Il faut que je me mette au-dessus de l’opinion, prêt à tout sacrifier pour la vérité. Je me nourrirai dans le goût de la persécution, esprit de saint Paul.

Je sens bien qu’actuellement il y a bien des mobiles en moi qui ne sont pas pour la pure vérité, je ne les ferai jamais entrer essentiellement dans mon type ; et je prendrai garde qu’ils n’étouffent jamais l’essentiel. Quand je sentirai qu’ils le font, je n’argumenterai pas pour les mettre à la porte, mais revenant simplement à mon type, et y adhérant par la volonté, je les laisserai tomber.

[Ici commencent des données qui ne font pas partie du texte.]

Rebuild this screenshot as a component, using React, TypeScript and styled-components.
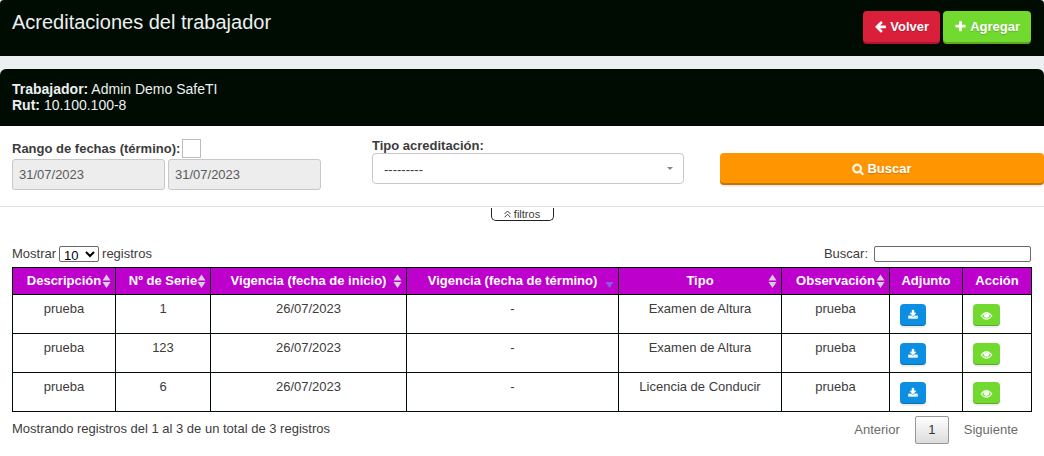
import React from "react";
import styled, { createGlobalStyle, css } from "styled-components";

const GlobalStyle = createGlobalStyle`
  *, *::before, *::after { box-sizing: border-box; }
  body {
    margin: 0;
    background: #fff;
    color: #3c3c3c;
    font: 13px/16px "Liberation Sans", Arial, sans-serif;
  }
  button, input, select { font-family: inherit; font-size: 13px; }
`;

const Page = styled.main`
  background: #ecf0f1;
  display: flex;
  flex-direction: column;
  gap: 13px;
`;

const headerBlock = css`
  background: #000b02;
  color: #ecf0f1;
  padding: 11px 12px;
`;

const TitleBar = styled.header`
  ${headerBlock}
  border-radius: 4px 4px 0 0;
  padding-right: 13px;
  display: flex;
  justify-content: space-between;
  align-items: flex-start;
  min-height: 56px;
`;

const Title = styled.h1`
  margin: 0;
  font-size: 20px;
  line-height: 22px;
  font-weight: normal;
`;

const ButtonGroup = styled.div`
  display: flex;
  gap: 3px;
`;

const tones = {
  red: "#da1f3b",
  green: "#72d92f",
  orange: "#ff9500",
  blue: "#0c8fe2",
};

const Button = styled.button<{ $tone: keyof typeof tones; $block?: boolean; $small?: boolean }>`
  display: inline-flex;
  align-items: center;
  justify-content: center;
  gap: 3px;
  width: ${(p) => (p.$block ? "100%" : "auto")};
  height: ${(p) => (p.$small ? "22px" : p.$block ? "32px" : "33px")};
  padding: ${(p) => (p.$small ? "0 8px" : p.$block ? "0 11px" : "0 11px 2px")};
  border: 0;
  border-radius: 4px;
  background: ${(p) => tones[p.$tone]};
  color: #fff;
  font-weight: bold;
  line-height: 16px;
  text-shadow: 0 1px 1px rgba(0, 0, 0, 0.2);
  box-shadow: inset 0 ${(p) => (p.$small ? "-1px" : "-2px")} 0 rgba(0, 0, 0, 0.22),
    0 2px 1px rgba(0, 0, 0, 0.07);
  cursor: pointer;
`;

const Panel = styled.section`
  background: #fff;
`;

const WorkerInfo = styled.header`
  ${headerBlock}
  border-radius: 6px 6px 0 0;
  padding-top: 12px;
  padding-bottom: 13px;
  font-size: 14px;
`;

/* The rounded corners of the worker header show the page colour behind them. */
const WorkerWrap = styled.div`
  background: #ecf0f1;
`;

const Filters = styled.form`
  display: grid;
  grid-template-columns: 30fr 29fr 27fr;
  padding: 12px 0 16px 12px;
  border-bottom: 1px solid #e2e2e2;
`;

const Field = styled.div`
  padding-right: 36px;
`;

const FieldLabel = styled.label`
  display: block;
  font-weight: bold;
  line-height: 15px;
`;

const CheckLabel = styled.label`
  display: flex;
  align-items: center;
  gap: 2px;
  height: 21px;
  font-weight: bold;
  line-height: 16px;
`;

const Checkbox = styled.input`
  appearance: none;
  width: 19px;
  height: 19px;
  margin: 0;
  border: 1px solid #bdbdc0;
  background: #fff;
`;

const DateRow = styled.div`
  display: flex;
  gap: 3px;
`;

const DateInput = styled.input`
  flex: 0 1 153px;
  min-width: 0;
  height: 31px;
  padding: 0 6px;
  border: 1px solid #c8c8c8;
  border-radius: 3px;
  background: #ededed;
  color: #5a5a5a;
`;

const SelectBox = styled.div`
  display: grid;
  align-items: center;
  & > * { grid-area: 1 / 1; }
  & > svg { justify-self: end; margin-right: 11px; pointer-events: none; }
`;

const TypeSelect = styled.select`
  appearance: none;
  width: 100%;
  height: 31px;
  padding: 2px 11px 0;
  border: 1px solid #c8c8c8;
  border-radius: 4px;
  background: #fff;
  color: #3c3c3c;
`;

const Submit = styled.div`
  padding-top: 15px;
`;

const TabRow = styled.div`
  display: flex;
  justify-content: center;
  padding-top: 1px;
`;

const FilterTab = styled.button`
  display: flex;
  align-items: center;
  justify-content: center;
  gap: 3px;
  width: 63px;
  height: 13px;
  padding: 0;
  border: 1px solid #222;
  border-top: 0;
  border-radius: 0 0 5px 5px;
  background: #fff;
  color: #3c3c3c;
  && { font-size: 11px; }
  line-height: 12px;
`;

const Records = styled.div`
  padding: 25px 12px 12px;
`;

const Bar = styled.div`
  display: flex;
  justify-content: space-between;
  align-items: center;
  padding-right: 1px;
`;

const InlineLabel = styled.label<{ $gap: number }>`
  display: flex;
  align-items: center;
  gap: ${(p) => p.$gap}px;
`;

const LengthSelect = styled.select`
  width: 40px;
  height: 16px;
  color: #000;
  padding: 0;
  line-height: 14px;
  border: 1px solid #6b6b6b;
  border-radius: 2px;
  background: #fff;
`;

const SearchInput = styled.input`
  width: 157px;
  height: 16px;
  padding: 0 2px;
  border: 1px solid #6b6b6b;
  border-radius: 2px;
`;

const Table = styled.table`
  width: 100%;
  margin-top: 5px;
  border-collapse: collapse;
  table-layout: fixed;
`;

const Th = styled.th<{ $sortable?: boolean }>`
  height: 27px;
  padding: ${(p) => (p.$sortable ? "0 12px" : "0")};
  border: 1px solid #000b02;
  background: #be00cd;
  color: #fff;
  position: relative;
  white-space: nowrap;
`;

const SortMark = styled.svg`
  position: absolute;
  right: 4px;
  top: 6px;
`;

const Td = styled.td<{ $action?: boolean }>`
  height: 39px;
  padding: ${(p) => (p.$action ? "9px 10px 7px" : "6px 10px")};
  border: 1px solid #000b02;
  text-align: ${(p) => (p.$action ? "left" : "center")};
  vertical-align: top;
  & > button { vertical-align: top; }
`;

const Footer = styled(Bar)`
  align-items: flex-start;
  padding-top: 4px;
`;

const Info = styled.p`
  margin: 5px 0 0;
`;

const Pager = styled.nav`
  display: flex;
  gap: 2px;
`;

const PageButton = styled.button<{ $current?: boolean }>`
  min-width: 34px;
  height: 28px;
  padding: 0 12px 1px;
  border: 1px solid ${(p) => (p.$current ? "#979797" : "transparent")};
  border-radius: 2px;
  background: ${(p) => (p.$current ? "linear-gradient(#fff, #dcdcdc)" : "transparent")};
  color: ${(p) => (p.$current ? "#333" : "#6b6b6b")};
`;

const paths = {
  back: "M1664 896v128q0 53-32.5 90.5t-84.5 37.5h-704l293 294q38 36 38 90t-38 90l-75 76q-37 37-90 37-52 0-91-37l-651-652q-37-37-37-90 0-52 37-91l651-650q38-38 91-38 52 0 90 38l75 74q38 38 38 91t-38 91l-293 293h704q52 0 84.5 37.5t32.5 90.5z",
  plus: "M1600 736v192q0 40-28 68t-68 28h-416v416q0 40-28 68t-68 28h-192q-40 0-68-28t-28-68v-416h-416q-40 0-68-28t-28-68v-192q0-40 28-68t68-28h416v-416q0-40 28-68t68-28h192q40 0 68 28t28 68v416h416q40 0 68 28t28 68z",
  search: "M1216 832q0-185-131.5-316.5t-316.5-131.5-316.5 131.5-131.5 316.5 131.5 316.5 316.5 131.5 316.5-131.5 131.5-316.5zm512 832q0 52-38 90t-90 38q-54 0-90-38l-343-342q-179 124-399 124-143 0-273.5-55.5t-225-150-150-225-55.5-273.5 55.5-273.5 150-225 225-150 273.5-55.5 273.5 55.5 225 150 150 225 55.5 273.5q0 220-124 399l343 343q37 37 37 90z",
  download: "M1344 1344q0-26-19-45t-45-19-45 19-19 45 19 45 45 19 45-19 19-45zm256 0q0-26-19-45t-45-19-45 19-19 45 19 45 45 19 45-19 19-45zm128-224v320q0 40-28 68t-68 28h-1472q-40 0-68-28t-28-68v-320q0-40 28-68t68-28h465l135 136q58 56 136 56t136-56l136-136h464q40 0 68 28t28 68zm-325-569q17 41-14 70l-448 448q-18 19-45 19t-45-19l-448-448q-31-29-14-70 17-39 59-39h256v-448q0-26 19-45t45-19h256q26 0 45 19t19 45v448h256q42 0 59 39z",
  eye: "M1664 960q-152-236-381-353 61 104 61 225 0 185-131.5 316.5t-316.5 131.5-316.5-131.5-131.5-316.5q0-121 61-225-229 117-381 353 133 205 333.5 326.5t434.5 121.5 434.5-121.5 333.5-326.5zm-720-384q0-20-14-34t-34-14q-125 0-214.5 89.5t-89.5 214.5q0 20 14 34t34 14 34-14 14-34q0-86 61-147t147-61q20 0 34-14t14-34zm848 384q0 34-20 69-140 230-376.5 368.5t-499.5 138.5-499.5-139-376.5-368q-20-35-20-69t20-69q140-229 376.5-368t499.5-139 499.5 139 376.5 368q20 35 20 69z",
};

const Icon = ({ name, size = 13 }: { name: keyof typeof paths; size?: number }) => (
  <svg
    width={size}
    height={size}
    viewBox="0 0 1792 1792"
    fill="currentColor"
    stroke="currentColor"
    strokeWidth={name === "back" || name === "plus" ? 0 : 60}
    overflow="visible"
    aria-hidden="true"
  >
    <path d={paths[name]} />
  </svg>
);

const SortIcon = ({ state }: { state: "both" | "desc" }) => (
  <SortMark width="9" height="15" viewBox="0 0 9 15" aria-hidden="true">
    {state === "both" && <path d="M4.5 0.5L8.5 6.5h-8z" fill="#d4d0dc" />}
    <path d="M0.5 8h8L4.5 14z" fill={state === "both" ? "#d4d0dc" : "#8a5ce0"} />
  </SortMark>
);

type Column = { title: string; width: number; sort?: "both" | "desc" };

const columns: Column[] = [
  { title: "Descripción", width: 103, sort: "both" },
  { title: "Nº de Serie", width: 95, sort: "both" },
  { title: "Vigencia (fecha de inicio)", width: 196, sort: "both" },
  { title: "Vigencia (fecha de término)", width: 212, sort: "desc" },
  { title: "Tipo", width: 163, sort: "both" },
  { title: "Observación", width: 108, sort: "both" },
  { title: "Adjunto", width: 73 },
  { title: "Acción", width: 69 },
];

const rows = [
  ["prueba", "1", "26/07/2023", "-", "Examen de Altura", "prueba"],
  ["prueba", "123", "26/07/2023", "-", "Examen de Altura", "prueba"],
  ["prueba", "6", "26/07/2023", "-", "Licencia de Conducir", "prueba"],
];

export default function App() {
  return (
    <>
      <GlobalStyle />
      <Page>
        <TitleBar>
          <Title>Acreditaciones del trabajador</Title>
          <ButtonGroup>
            <Button type="button" $tone="red"><Icon name="back" />Volver</Button>
            <Button type="button" $tone="green"><Icon name="plus" />Agregar</Button>
          </ButtonGroup>
        </TitleBar>

        <Panel>
          <WorkerWrap>
            <WorkerInfo>
              <div><b>Trabajador:</b> Admin Demo SafeTI</div>
              <div><b>Rut:</b> 10.100.100-8</div>
            </WorkerInfo>
          </WorkerWrap>

          <Filters onSubmit={(e) => e.preventDefault()}>
            <Field>
              <CheckLabel>
                Rango de fechas (término):
                <Checkbox type="checkbox" />
              </CheckLabel>
              <DateRow>
                <DateInput aria-label="Fecha desde" defaultValue="31/07/2023" readOnly />
                <DateInput aria-label="Fecha hasta" defaultValue="31/07/2023" readOnly />
              </DateRow>
            </Field>
            <Field>
              <FieldLabel htmlFor="tipo">Tipo acreditación:</FieldLabel>
              <SelectBox>
                <TypeSelect id="tipo">
                  <option>---------</option>
                </TypeSelect>
                <svg width="6" height="3" viewBox="0 0 6 3" aria-hidden="true">
                  <path d="M0 0h6L3 3z" fill="#888" />
                </svg>
              </SelectBox>
            </Field>
            <Submit>
              <Button type="submit" $tone="orange" $block><Icon name="search" size={12} />Buscar</Button>
            </Submit>
          </Filters>
          <TabRow>
            <FilterTab type="button">
              <svg width="7" height="8" viewBox="0 0 7 8" fill="none" stroke="currentColor" aria-hidden="true">
                <path d="M0.5 4L3.5 1l3 3M0.5 7.3l3-3 3 3" />
              </svg>
              filtros
            </FilterTab>
          </TabRow>

          <Records>
            <Bar>
              <InlineLabel $gap={3}>
                Mostrar
                <LengthSelect defaultValue="10">
                  <option>10</option>
                  <option>25</option>
                  <option>50</option>
                </LengthSelect>
                registros
              </InlineLabel>
              <InlineLabel $gap={6}>
                Buscar:
                <SearchInput type="search" />
              </InlineLabel>
            </Bar>
            <Table>
              <colgroup>
                {columns.map((c) => <col key={c.title} width={c.width} />)}
              </colgroup>
              <thead>
                <tr>
                  {columns.map((c) => (
                    <Th key={c.title} $sortable={!!c.sort} scope="col">
                      {c.title}
                      {c.sort && <SortIcon state={c.sort} />}
                    </Th>
                  ))}
                </tr>
              </thead>
              <tbody>
                {rows.map((row, i) => (
                  <tr key={i}>
                    {row.map((cell, j) => <Td key={j}>{cell}</Td>)}
                    <Td $action>
                      <Button type="button" $tone="blue" $small aria-label="Descargar"><Icon name="download" size={10} /></Button>
                    </Td>
                    <Td $action>
                      <Button type="button" $tone="green" $small aria-label="Ver"><Icon name="eye" size={11} /></Button>
                    </Td>
                  </tr>
                ))}
              </tbody>
            </Table>
            <Footer>
              <Info>Mostrando registros del 1 al 3 de un total de 3 registros</Info>
              <Pager aria-label="Paginación">
                <PageButton type="button">Anterior</PageButton>
                <PageButton type="button" $current>1</PageButton>
                <PageButton type="button">Siguiente</PageButton>
              </Pager>
            </Footer>
          </Records>
        </Panel>
      </Page>
    </>
  );
}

Je suis extrêmement porté à une vertu toute profane. Je me souviendrai que tout ce qui ne passe pas par Jésus-Christ n’est rien.

Je ne me tordrai pas la tête à faire par raison certains actes de piété, qui ne peuvent venir que de la grâce, par exemple, la contrition, l’amour de Dieu. C’est comme si on voulait prouver la géométrie par sentiment.

Grâce à Dieu, je commence à être un peu plus maître de mes troubles. Je continuerai la même méthode, n’argumentant jamais, et me dispensant même du sentiment projectif par ce raisonnement que si je l’avais eu, j’aurais jeté le trouble : or, que je l’aie eu ou que je ne l’aie pas eu, la chose est objectivement la même.

Sine amico non potes bene vivere. J’aurai des amis, salvd régulâ. Je serai simple et vrai dans mon amitié, comme en tout, n’ayant rien de caché pour mon ami, m’entretenant avec lui de l’intime de mon intime. Je serai ce que j’ai été jusqu’ici et mieux encore ; car c’est un des points où je suis le plus content de moi, excepté dans deux malheureuses circonstances, qui me pèseront toujours sur le cœur. Je tâcherai que mes amis sympathisent avec moi pour l’esprit et le cœur.